Local butcher said they smoke their sausage for about an hours. 2 hours at 200 then drop to 180 until internal temp is close to 160. I felt like 200 might render the fat but I've got a batch in now so I'll know soon.


----------



## limige (Sep 2, 2005)

I did a count and i have roughly 63 lbs of berger to work with. Gotta hit it soon!


----------



## Miidhunter (Nov 14, 2016)

Sticks have turned out great. I need more oven racks! One thing i changed this year is the length of my links. I made them the longer length of the over rack. This resulted in faster stuffing time and less "dry tips/ burnt ends". 

My sausages can rest a minimum of 4 hours in the fridge but almost always at least overnight.

Another thing to learn from earlier mistakes of mine.. cook sausage right on the racks for plenty of air flow and not on the drip pans. Check internal temps in the middle and ends of the sausage. Lastly, I bought a bone in skin on pork shoulder/butt roast to trim and add for my 20% instead of the 50/50 pork trimming mix I would buy. 
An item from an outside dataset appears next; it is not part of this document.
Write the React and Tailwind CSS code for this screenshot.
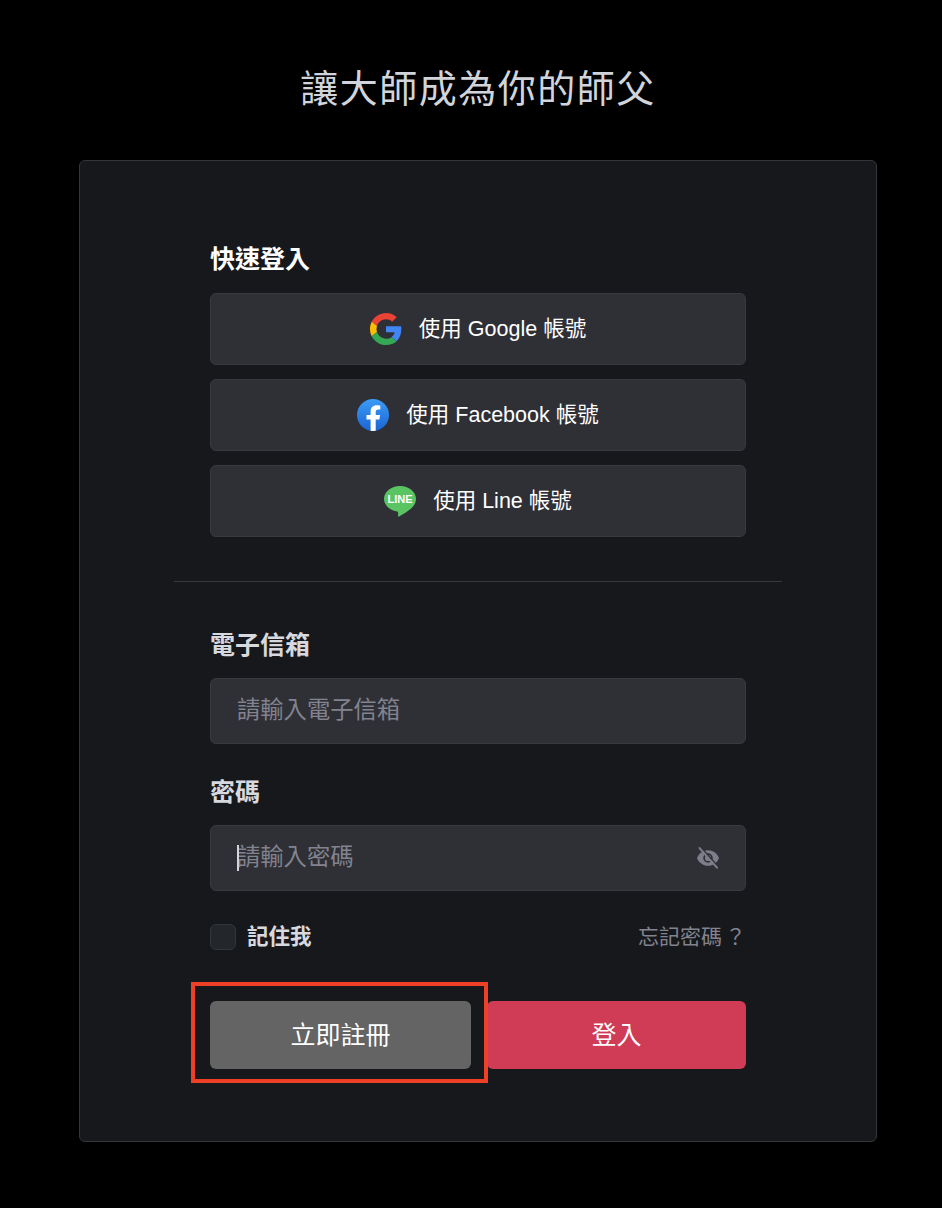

It resulted in a little leaner sausage but far from dry!!


----------



## Luv2hunteup (Mar 22, 2003)

I stuffed a full meat lug yesterday. 








First batch of 3 is in the oven.


----------



## limige (Sep 2, 2005)

Im on it this week. Plan to smoke it on the weekend in the warm temps


----------



## limige (Sep 2, 2005)

Picked up some pork butts, jalapeños and crushed red pepper today. Ive got about 32 lbs of venison thawing on the counter. Almost time


----------



## limige (Sep 2, 2005)

Got mine done. Put 4 jalapeños some crushed red pepper and ground cayenne pepper in 20 lbs of meat. Used the LEM hot stick mix.
Good taste, spicy but not, i need a drink now hot by any means.


----------



## limige (Sep 2, 2005)

Next time i may try some habenaro


----------